▸ Exercise prompt: Retype the whole listing below, character for character.
Begin Data block
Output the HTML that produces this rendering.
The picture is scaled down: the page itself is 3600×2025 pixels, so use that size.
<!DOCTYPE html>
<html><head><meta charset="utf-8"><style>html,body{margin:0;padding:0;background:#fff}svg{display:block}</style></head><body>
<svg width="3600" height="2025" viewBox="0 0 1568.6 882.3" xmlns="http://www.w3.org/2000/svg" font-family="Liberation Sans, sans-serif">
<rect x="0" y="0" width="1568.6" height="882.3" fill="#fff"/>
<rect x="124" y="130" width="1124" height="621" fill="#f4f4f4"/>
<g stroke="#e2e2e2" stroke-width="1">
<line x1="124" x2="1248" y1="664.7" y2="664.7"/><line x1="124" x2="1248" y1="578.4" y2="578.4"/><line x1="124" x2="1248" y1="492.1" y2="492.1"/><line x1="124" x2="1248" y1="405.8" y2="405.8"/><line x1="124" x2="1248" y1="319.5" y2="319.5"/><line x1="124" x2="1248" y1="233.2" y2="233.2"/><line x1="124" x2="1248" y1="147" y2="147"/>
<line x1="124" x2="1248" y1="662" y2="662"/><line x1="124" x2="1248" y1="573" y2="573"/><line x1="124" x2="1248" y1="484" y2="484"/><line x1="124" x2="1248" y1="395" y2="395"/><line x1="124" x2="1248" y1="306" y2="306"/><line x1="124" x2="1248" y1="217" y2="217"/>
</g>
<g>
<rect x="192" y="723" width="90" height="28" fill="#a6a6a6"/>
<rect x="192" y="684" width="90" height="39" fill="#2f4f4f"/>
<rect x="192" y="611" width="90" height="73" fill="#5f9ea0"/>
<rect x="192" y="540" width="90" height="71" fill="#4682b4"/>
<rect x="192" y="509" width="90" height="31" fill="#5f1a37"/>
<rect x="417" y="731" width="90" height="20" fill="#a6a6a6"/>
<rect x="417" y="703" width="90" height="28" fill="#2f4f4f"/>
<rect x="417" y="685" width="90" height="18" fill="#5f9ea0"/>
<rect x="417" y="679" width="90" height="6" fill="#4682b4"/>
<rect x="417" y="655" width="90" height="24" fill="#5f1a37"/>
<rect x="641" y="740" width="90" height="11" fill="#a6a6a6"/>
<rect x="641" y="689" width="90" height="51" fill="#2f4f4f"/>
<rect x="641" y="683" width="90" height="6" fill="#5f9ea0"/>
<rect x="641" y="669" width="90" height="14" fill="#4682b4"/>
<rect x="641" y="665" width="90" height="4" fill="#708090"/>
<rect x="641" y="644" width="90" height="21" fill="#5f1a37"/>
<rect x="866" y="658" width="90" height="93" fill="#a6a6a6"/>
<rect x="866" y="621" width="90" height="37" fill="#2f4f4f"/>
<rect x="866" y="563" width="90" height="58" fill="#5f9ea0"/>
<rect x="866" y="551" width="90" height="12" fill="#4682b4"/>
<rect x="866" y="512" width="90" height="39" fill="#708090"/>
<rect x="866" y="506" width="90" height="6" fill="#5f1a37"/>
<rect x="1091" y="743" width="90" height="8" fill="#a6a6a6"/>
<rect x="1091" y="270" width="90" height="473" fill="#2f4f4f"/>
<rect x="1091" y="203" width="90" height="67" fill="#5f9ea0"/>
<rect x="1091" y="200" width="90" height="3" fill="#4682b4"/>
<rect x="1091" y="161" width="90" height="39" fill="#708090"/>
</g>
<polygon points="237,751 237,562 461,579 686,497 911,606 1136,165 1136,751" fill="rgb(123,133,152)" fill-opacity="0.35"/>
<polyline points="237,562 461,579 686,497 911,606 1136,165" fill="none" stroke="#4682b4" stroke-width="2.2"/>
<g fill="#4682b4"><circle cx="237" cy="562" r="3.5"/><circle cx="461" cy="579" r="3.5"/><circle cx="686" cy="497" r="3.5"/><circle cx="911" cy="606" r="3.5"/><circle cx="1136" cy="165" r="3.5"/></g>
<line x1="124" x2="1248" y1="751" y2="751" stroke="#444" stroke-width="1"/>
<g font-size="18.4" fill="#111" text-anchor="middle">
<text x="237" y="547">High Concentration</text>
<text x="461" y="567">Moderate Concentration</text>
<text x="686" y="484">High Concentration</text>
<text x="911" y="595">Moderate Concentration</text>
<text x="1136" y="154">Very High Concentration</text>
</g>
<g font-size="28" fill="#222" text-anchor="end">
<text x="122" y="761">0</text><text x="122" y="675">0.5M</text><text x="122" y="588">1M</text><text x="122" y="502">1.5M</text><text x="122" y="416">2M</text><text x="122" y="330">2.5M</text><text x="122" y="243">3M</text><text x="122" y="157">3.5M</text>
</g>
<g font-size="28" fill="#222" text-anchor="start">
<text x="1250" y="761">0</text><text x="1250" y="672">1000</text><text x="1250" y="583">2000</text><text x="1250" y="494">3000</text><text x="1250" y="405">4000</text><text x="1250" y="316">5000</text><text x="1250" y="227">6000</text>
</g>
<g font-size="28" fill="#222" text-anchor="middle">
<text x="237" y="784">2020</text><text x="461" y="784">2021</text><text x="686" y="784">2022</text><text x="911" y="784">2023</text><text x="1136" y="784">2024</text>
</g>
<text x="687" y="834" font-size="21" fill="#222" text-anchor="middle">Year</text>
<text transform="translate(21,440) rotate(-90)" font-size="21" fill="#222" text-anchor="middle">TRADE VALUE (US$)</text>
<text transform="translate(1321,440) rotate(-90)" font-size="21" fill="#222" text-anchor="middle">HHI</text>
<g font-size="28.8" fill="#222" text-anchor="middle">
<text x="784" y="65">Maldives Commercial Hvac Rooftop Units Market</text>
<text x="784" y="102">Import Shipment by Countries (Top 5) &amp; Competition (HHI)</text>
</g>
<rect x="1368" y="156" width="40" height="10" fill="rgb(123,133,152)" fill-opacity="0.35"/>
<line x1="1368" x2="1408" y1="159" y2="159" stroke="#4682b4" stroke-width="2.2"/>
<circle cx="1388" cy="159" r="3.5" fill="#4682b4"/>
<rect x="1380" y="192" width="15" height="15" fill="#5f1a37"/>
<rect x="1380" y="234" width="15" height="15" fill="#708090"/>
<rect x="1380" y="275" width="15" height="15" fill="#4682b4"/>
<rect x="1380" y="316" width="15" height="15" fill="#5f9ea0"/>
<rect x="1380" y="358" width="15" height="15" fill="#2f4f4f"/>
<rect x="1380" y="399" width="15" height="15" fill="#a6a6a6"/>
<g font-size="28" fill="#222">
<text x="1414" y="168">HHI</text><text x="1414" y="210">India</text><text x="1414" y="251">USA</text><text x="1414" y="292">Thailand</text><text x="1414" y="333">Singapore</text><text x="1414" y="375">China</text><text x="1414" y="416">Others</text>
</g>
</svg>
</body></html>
End Data block
▸ Solution:
Output the HTML that produces this rendering.
The picture is scaled down: the page itself is 3600×2025 pixels, so use that size.
<!DOCTYPE html>
<html><head><meta charset="utf-8"><style>html,body{margin:0;padding:0;background:#fff}svg{display:block}</style></head><body>
<svg width="3600" height="2025" viewBox="0 0 1568.6 882.3" xmlns="http://www.w3.org/2000/svg" font-family="Liberation Sans, sans-serif">
<rect x="0" y="0" width="1568.6" height="882.3" fill="#fff"/>
<rect x="124" y="130" width="1124" height="621" fill="#f4f4f4"/>
<g stroke="#e2e2e2" stroke-width="1">
<line x1="124" x2="1248" y1="664.7" y2="664.7"/><line x1="124" x2="1248" y1="578.4" y2="578.4"/><line x1="124" x2="1248" y1="492.1" y2="492.1"/><line x1="124" x2="1248" y1="405.8" y2="405.8"/><line x1="124" x2="1248" y1="319.5" y2="319.5"/><line x1="124" x2="1248" y1="233.2" y2="233.2"/><line x1="124" x2="1248" y1="147" y2="147"/>
<line x1="124" x2="1248" y1="662" y2="662"/><line x1="124" x2="1248" y1="573" y2="573"/><line x1="124" x2="1248" y1="484" y2="484"/><line x1="124" x2="1248" y1="395" y2="395"/><line x1="124" x2="1248" y1="306" y2="306"/><line x1="124" x2="1248" y1="217" y2="217"/>
</g>
<g>
<rect x="192" y="723" width="90" height="28" fill="#a6a6a6"/>
<rect x="192" y="684" width="90" height="39" fill="#2f4f4f"/>
<rect x="192" y="611" width="90" height="73" fill="#5f9ea0"/>
<rect x="192" y="540" width="90" height="71" fill="#4682b4"/>
<rect x="192" y="509" width="90" height="31" fill="#5f1a37"/>
<rect x="417" y="731" width="90" height="20" fill="#a6a6a6"/>
<rect x="417" y="703" width="90" height="28" fill="#2f4f4f"/>
<rect x="417" y="685" width="90" height="18" fill="#5f9ea0"/>
<rect x="417" y="679" width="90" height="6" fill="#4682b4"/>
<rect x="417" y="655" width="90" height="24" fill="#5f1a37"/>
<rect x="641" y="740" width="90" height="11" fill="#a6a6a6"/>
<rect x="641" y="689" width="90" height="51" fill="#2f4f4f"/>
<rect x="641" y="683" width="90" height="6" fill="#5f9ea0"/>
<rect x="641" y="669" width="90" height="14" fill="#4682b4"/>
<rect x="641" y="665" width="90" height="4" fill="#708090"/>
<rect x="641" y="644" width="90" height="21" fill="#5f1a37"/>
<rect x="866" y="658" width="90" height="93" fill="#a6a6a6"/>
<rect x="866" y="621" width="90" height="37" fill="#2f4f4f"/>
<rect x="866" y="563" width="90" height="58" fill="#5f9ea0"/>
<rect x="866" y="551" width="90" height="12" fill="#4682b4"/>
<rect x="866" y="512" width="90" height="39" fill="#708090"/>
<rect x="866" y="506" width="90" height="6" fill="#5f1a37"/>
<rect x="1091" y="743" width="90" height="8" fill="#a6a6a6"/>
<rect x="1091" y="270" width="90" height="473" fill="#2f4f4f"/>
<rect x="1091" y="203" width="90" height="67" fill="#5f9ea0"/>
<rect x="1091" y="200" width="90" height="3" fill="#4682b4"/>
<rect x="1091" y="161" width="90" height="39" fill="#708090"/>
</g>
<polygon points="237,751 237,562 461,579 686,497 911,606 1136,165 1136,751" fill="rgb(123,133,152)" fill-opacity="0.35"/>
<polyline points="237,562 461,579 686,497 911,606 1136,165" fill="none" stroke="#4682b4" stroke-width="2.2"/>
<g fill="#4682b4"><circle cx="237" cy="562" r="3.5"/><circle cx="461" cy="579" r="3.5"/><circle cx="686" cy="497" r="3.5"/><circle cx="911" cy="606" r="3.5"/><circle cx="1136" cy="165" r="3.5"/></g>
<line x1="124" x2="1248" y1="751" y2="751" stroke="#444" stroke-width="1"/>
<g font-size="18.4" fill="#111" text-anchor="middle">
<text x="237" y="547">High Concentration</text>
<text x="461" y="567">Moderate Concentration</text>
<text x="686" y="484">High Concentration</text>
<text x="911" y="595">Moderate Concentration</text>
<text x="1136" y="154">Very High Concentration</text>
</g>
<g font-size="28" fill="#222" text-anchor="end">
<text x="122" y="761">0</text><text x="122" y="675">0.5M</text><text x="122" y="588">1M</text><text x="122" y="502">1.5M</text><text x="122" y="416">2M</text><text x="122" y="330">2.5M</text><text x="122" y="243">3M</text><text x="122" y="157">3.5M</text>
</g>
<g font-size="28" fill="#222" text-anchor="start">
<text x="1250" y="761">0</text><text x="1250" y="672">1000</text><text x="1250" y="583">2000</text><text x="1250" y="494">3000</text><text x="1250" y="405">4000</text><text x="1250" y="316">5000</text><text x="1250" y="227">6000</text>
</g>
<g font-size="28" fill="#222" text-anchor="middle">
<text x="237" y="784">2020</text><text x="461" y="784">2021</text><text x="686" y="784">2022</text><text x="911" y="784">2023</text><text x="1136" y="784">2024</text>
</g>
<text x="687" y="834" font-size="21" fill="#222" text-anchor="middle">Year</text>
<text transform="translate(21,440) rotate(-90)" font-size="21" fill="#222" text-anchor="middle">TRADE VALUE (US$)</text>
<text transform="translate(1321,440) rotate(-90)" font-size="21" fill="#222" text-anchor="middle">HHI</text>
<g font-size="28.8" fill="#222" text-anchor="middle">
<text x="784" y="65">Maldives Commercial Hvac Rooftop Units Market</text>
<text x="784" y="102">Import Shipment by Countries (Top 5) &amp; Competition (HHI)</text>
</g>
<rect x="1368" y="156" width="40" height="10" fill="rgb(123,133,152)" fill-opacity="0.35"/>
<line x1="1368" x2="1408" y1="159" y2="159" stroke="#4682b4" stroke-width="2.2"/>
<circle cx="1388" cy="159" r="3.5" fill="#4682b4"/>
<rect x="1380" y="192" width="15" height="15" fill="#5f1a37"/>
<rect x="1380" y="234" width="15" height="15" fill="#708090"/>
<rect x="1380" y="275" width="15" height="15" fill="#4682b4"/>
<rect x="1380" y="316" width="15" height="15" fill="#5f9ea0"/>
<rect x="1380" y="358" width="15" height="15" fill="#2f4f4f"/>
<rect x="1380" y="399" width="15" height="15" fill="#a6a6a6"/>
<g font-size="28" fill="#222">
<text x="1414" y="168">HHI</text><text x="1414" y="210">India</text><text x="1414" y="251">USA</text><text x="1414" y="292">Thailand</text><text x="1414" y="333">Singapore</text><text x="1414" y="375">China</text><text x="1414" y="416">Others</text>
</g>
</svg>
</body></html>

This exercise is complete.